Christianity is not, and never has been, defined by the parental choice of where or how to educate children; and it saddens me that the culture of conservative American Christianity seems to have sent this message to its people. This new orthodoxy is simply not orthodoxy in terms of its priorities in any meaningful, catholic, creedal sense. At best it assumes that all Christians have a good grasp of the Trinity, Christology, salvation, loving one's neighbour etc and that these things can therefore be simply assumed, allowing us to focus on peripheral issues; at worst, it represents an odd understanding of the historic Christian faith which places philosophy of education at the pinnacle of Christian thought and practice, with all that other pesky stuff that the church has actually wrestled with in its creedal and confessional discussions over the years - and for which many have indeed given their lives - relegated to the margins of Christian interest.
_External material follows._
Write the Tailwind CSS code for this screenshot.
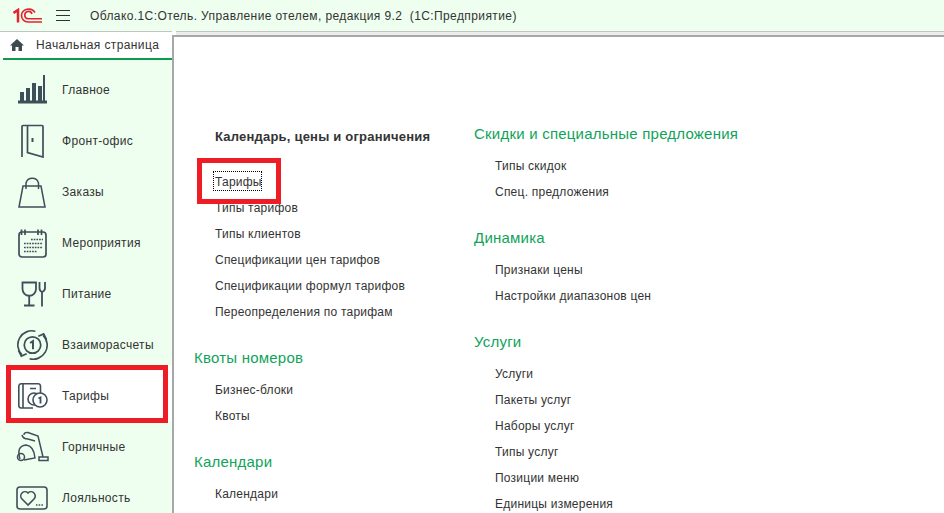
<!DOCTYPE html>
<html>
<head>
<meta charset="utf-8" />
<title>1C Hotel</title>
<script src="https://cdn.jsdelivr.net/npm/@tailwindcss/browser@4"></script>
</head>
<body class="w-[944px] h-[513px] overflow-hidden bg-white font-['Liberation_Sans',Arial,sans-serif] text-[#333]">
  <!-- header -->
  <div class="h-[31px] bg-[#eefeef] flex items-center">
    <svg class="ml-[13px] w-[30px] h-[16px] shrink-0" viewBox="0 0 30 16" fill="none" stroke="#e2242c">
      <path d="M0.500 5 L5 2 V14.500" stroke-width="2.500"/>
      <path d="M22 4.500 A7.200 6.500 0 0 0 8.500 7.500 A6.500 6.500 0 0 0 15 14 H29" stroke-width="1.600"/>
      <path d="M19 6 A3.700 3.700 0 1 0 15 10.800 H29" stroke-width="1.600"/>
    </svg>
    <div class="ml-[13px] w-[14px] flex flex-col gap-[4px]">
      <div class="h-[1px] bg-[#333]"></div>
      <div class="h-[1px] bg-[#333]"></div>
      <div class="h-[1px] bg-[#333]"></div>
    </div>
    <div class="ml-[20px] text-[12px] tracking-[0.4px] whitespace-pre">Облако.1С:Отель. Управление отелем, редакция 9.2  (1С:Предприятие)</div>
  </div>

  <div class="flex h-[482px]">
    <!-- sidebar -->
    <div class="w-[172px] shrink-0 flex flex-col">
      <div class="h-[29px] border-t border-[#c4c4c4]">
        <div class="h-[28px] ml-[3px] flex items-center border-b-[2px] border-[#0e9a50] bg-white">
          <svg class="ml-[7px] w-[14px] h-[12px]" viewBox="0 0 14 12" fill="#3d4a50"><path d="M7 0 L14 6.500 H12 V12 H8.500 V8 H5.500 V12 H2 V6.500 H0 Z"/></svg>
          <span class="ml-[12px] text-[12px] tracking-[0.4px]">Начальная страница</span>
        </div>
      </div>
      <div class="flex-1 bg-[#eefeef] overflow-hidden flex flex-col text-[12px] tracking-[0.32px]">
        <div class="h-[55px] shrink-0 flex items-center pt-[4px]">
          <svg class="ml-[17px] w-[31px] h-[30px] shrink-0" viewBox="0 0 31 30" fill="#3d4f58">
            <rect x="3" y="17" width="4" height="9"/><rect x="9" y="13" width="4" height="13"/><rect x="15" y="8" width="4" height="18"/><rect x="21" y="11" width="4" height="15"/><rect x="26" y="0" width="2" height="27"/><rect x="1" y="25.500" width="29" height="3"/>
          </svg>
          <span class="ml-[14px]">Главное</span>
        </div>
        <div class="h-[51px] shrink-0 flex items-center">
          <svg class="ml-[20px] w-[25px] h-[34px] shrink-0" viewBox="0 0 25 34" fill="none" stroke="#3d4f58" stroke-width="1.700">
            <path d="M2 33 V2.500 Q2 1.500 3 1.500 H22 Q23 1.500 23 2.500 V33 L7.500 28.500 V2"/><path d="M12.500 14 V18" stroke-width="2"/>
          </svg>
          <span class="ml-[17px]">Фронт-офис</span>
        </div>
        <div class="h-[51px] shrink-0 flex items-center">
          <svg class="ml-[17px] w-[30px] h-[34px] shrink-0" viewBox="0 0 30 34" fill="none" stroke="#3d4f58" stroke-width="1.500">
            <path d="M6 11 H24 L28 32 H2 Z"/><path d="M9 14 V8 A6.500 6.500 0 0 1 21.500 8 V14"/>
          </svg>
          <span class="ml-[15px]">Заказы</span>
        </div>
        <div class="h-[51px] shrink-0 flex items-center">
          <svg class="ml-[17px] w-[30px] h-[30px] shrink-0" viewBox="0 0 30 30" fill="none" stroke="#3d4f58" stroke-width="1.700">
            <rect x="2" y="4" width="27" height="25" rx="3"/>
            <path d="M4.500 1.500 V7 M8 1.500 V7 M21 1.500 V7 M24.500 1.500 V7" />
            <path d="M14 11.500 H26 M7 15.500 H26 M7 19.500 H26 M7 23.500 H20" stroke-width="1.600" stroke-dasharray="1.700 1"/>
          </svg>
          <span class="ml-[15px]">Мероприятия</span>
        </div>
        <div class="h-[51px] shrink-0 flex items-center">
          <svg class="ml-[21px] w-[25px] h-[26px] shrink-0" viewBox="0 0 25 26" fill="none" stroke="#3d4f58" stroke-width="1.800">
            <path d="M1.500 1.500 H15 V8 A6.700 6.700 0 0 1 1.500 8 Z"/><path d="M8.200 15 V24 M3 24.500 H13.500"/>
            <path d="M18.500 1 V7 Q18.500 10 21 11 V25.500 M24 1 V7 Q24 10 21 11"/>
          </svg>
          <span class="ml-[16px]">Питание</span>
        </div>
        <div class="h-[46px] shrink-0 flex items-center pt-[5px]">
          <svg class="ml-[17px] w-[31px] h-[32px] shrink-0" viewBox="0 0 32 32" fill="none" stroke="#3d4f58" stroke-width="1.700">
            <path d="M5 26 A14.500 14.500 0 0 1 19 1.800"/><path d="M27 6 A14.500 14.500 0 0 1 13 30.200"/>
            <path d="M1.500 21.500 L4.500 27.500 L10 25 M30.500 10.500 L27.500 4.500 L22 7" stroke-width="1.800"/>
            <circle cx="16" cy="16" r="8.500" stroke-width="1.800"/>
            <path d="M13.500 14 L16.500 12 V20.500" stroke-width="2"/>
          </svg>
          <span class="ml-[14px]">Взаиморасчеты</span>
        </div>
        <div class="h-[56px] shrink-0 flex items-center bg-white pt-[6px]">
          <svg class="ml-[18px] w-[30px] h-[26px] shrink-0" viewBox="0 0 30 26" fill="none" stroke="#3d4f58" stroke-width="1.600">
            <path d="M15 25 H3 A2.500 2.500 0 0 1 0.800 22.500 V3 A2.500 2.500 0 0 1 3 0.800 H20 A2.500 2.500 0 0 1 22.500 3 V10"/>
            <path d="M5 1 V25 M12 5.500 H18"/>
            <circle cx="16" cy="16" r="6"/>
            <circle cx="22" cy="17" r="7" fill="white"/>
            <path d="M20.500 15.500 L22.500 14.500 V20.500" stroke-width="1.800"/>
          </svg>
          <span class="ml-[14px]">Тарифы</span>
        </div>
        <div class="h-[50px] shrink-0 flex items-center pt-[2px]">
          <svg class="ml-[15px] w-[34px] h-[32px] shrink-0" viewBox="0 0 34 32" fill="none" stroke="#3d4f58" stroke-width="1.500">
            <path d="M9 4 Q9 1 13 1.500 L23 5 L28 26 M7 4 Q8 8 13 8 L20 10"/>
            <path d="M5 28 Q1 15 11 14 Q19 15 20 27 L9 29"/>
            <circle cx="6" cy="26" r="3.500"/>
            <rect x="24" y="26" width="9" height="3.500"/>
          </svg>
          <span class="ml-[13px]">Горничные</span>
        </div>
        <div class="h-[51px] shrink-0 flex items-center pt-[2px]">
          <svg class="ml-[16px] w-[32px] h-[24px] shrink-0" viewBox="0 0 32 24" fill="none" stroke="#3d4f58" stroke-width="1.600">
            <rect x="1" y="1" width="30" height="22" rx="3"/>
            <path d="M12 19 L6 13 A4.200 4.200 0 0 1 12 7 A4.200 4.200 0 0 1 18 13 Z"/>
            <path d="M20 19 H27" stroke-width="1.600" stroke-dasharray="1.500 1.200"/>
          </svg>
          <span class="ml-[14px]">Лояльность</span>
        </div>
      </div>
    </div>

    <!-- content -->
    <div class="flex-1 flex flex-col">
      <div class="h-[4px] border-t border-[#c4c4c4] ml-[4px] bg-[#ececec]"></div>
      <div class="flex-1 border-l-[2px] border-t-[2px] border-[#a8a8a8] flex overflow-hidden">
        <div class="ml-[20px] mt-[90px] w-[280px] shrink-0 text-[12px] tracking-[0.23px]">
          <div class="ml-[21px] h-[20px] leading-[20px] font-bold text-[13px] tracking-[0.21px]">Календарь, цены и ограничения</div>
          <div class="mt-[22px] ml-[21px] flex flex-col">
            <div class="h-[26px] leading-[26px]">Тарифы</div>
            <div class="h-[26px] leading-[26px]">Типы тарифов</div>
            <div class="h-[26px] leading-[26px]">Типы клиентов</div>
            <div class="h-[26px] leading-[26px]">Спецификации цен тарифов</div>
            <div class="h-[26px] leading-[26px]">Спецификации формул тарифов</div>
            <div class="h-[26px] leading-[26px]">Переопределения по тарифам</div>
          </div>
          <div class="mt-[24px] h-[20px] leading-[18px] text-[15px] tracking-[0.22px] text-[#10a35a]">Квоты номеров</div>
          <div class="mt-[8px] ml-[21px] flex flex-col">
            <div class="h-[26px] leading-[26px]">Бизнес-блоки</div>
            <div class="h-[26px] leading-[26px]">Квоты</div>
          </div>
          <div class="mt-[24px] h-[20px] leading-[18px] text-[15px] tracking-[0.22px] text-[#10a35a]">Календари</div>
          <div class="mt-[8px] ml-[21px] flex flex-col">
            <div class="h-[26px] leading-[26px]">Календари</div>
          </div>
        </div>
        <div class="mt-[88px] flex-1 text-[12px] tracking-[0.23px]">
          <div class="h-[20px] leading-[18px] text-[15px] tracking-[0.22px] text-[#10a35a]">Скидки и специальные предложения</div>
          <div class="mt-[8px] ml-[21px] flex flex-col">
            <div class="h-[26px] leading-[26px]">Типы скидок</div>
            <div class="h-[26px] leading-[26px]">Спец. предложения</div>
          </div>
          <div class="mt-[24px] h-[20px] leading-[18px] text-[15px] tracking-[0.22px] text-[#10a35a]">Динамика</div>
          <div class="mt-[8px] ml-[21px] flex flex-col">
            <div class="h-[26px] leading-[26px]">Признаки цены</div>
            <div class="h-[26px] leading-[26px]">Настройки диапазонов цен</div>
          </div>
          <div class="mt-[24px] h-[20px] leading-[18px] text-[15px] tracking-[0.22px] text-[#10a35a]">Услуги</div>
          <div class="mt-[8px] ml-[21px] flex flex-col">
            <div class="h-[26px] leading-[26px]">Услуги</div>
            <div class="h-[26px] leading-[26px]">Пакеты услуг</div>
            <div class="h-[26px] leading-[26px]">Наборы услуг</div>
            <div class="h-[26px] leading-[26px]">Типы услуг</div>
            <div class="h-[26px] leading-[26px]">Позиции меню</div>
            <div class="h-[26px] leading-[26px]">Единицы измерения</div>
          </div>
        </div>
      </div>
    </div>
  </div>

  <!-- red annotation frames -->
  <div class="absolute left-[6px] top-[365px] w-[162px] h-[58px] border-[5px] border-[#ee1c25]"></div>
  <div class="absolute left-[197px] top-[158px] w-[84px] h-[46px] border-[5px] border-[#ee1c25]"></div>
  <div class="absolute left-[213px] top-[171px] w-[49px] h-[20px] border border-dotted border-black"></div>
</body>
</html>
Indeed, as a test of someone's Christian faith and love, asking where the children go to school is about as helpful as trying to find out if someone is pro-life on the basis of whether they are vegetarian or not - a test which, I believe, Adolf Hitler would have passed with flying colours.

Again, do not misunderstand me here: this is not, emphatically not, a criticism of Christian schooling or homeschooling; but it is a criticism, and I hope a very pointed one, of that church culture which has come to make the issue of education the acid test of orthodoxy and fidelity; and, by implication, it is a complaint about an ecclesiastical environment where such intrusive political correctness with regard to education seems so often to foster hostility and condescension towards those who do not buy the current trendy thinking on the issue.

So, if ever you see me in your church, don't ask where I send my kids to school; I'm probably not going to give you the answer you want. Ask me instead about the trivia of the Christian life - you know, whether I love the Lord my God with all my heart and soul and mind, and my neighbour as myself. Weird, peripheral, oddball stuff, I guess - but do it to humour me, if nothing else.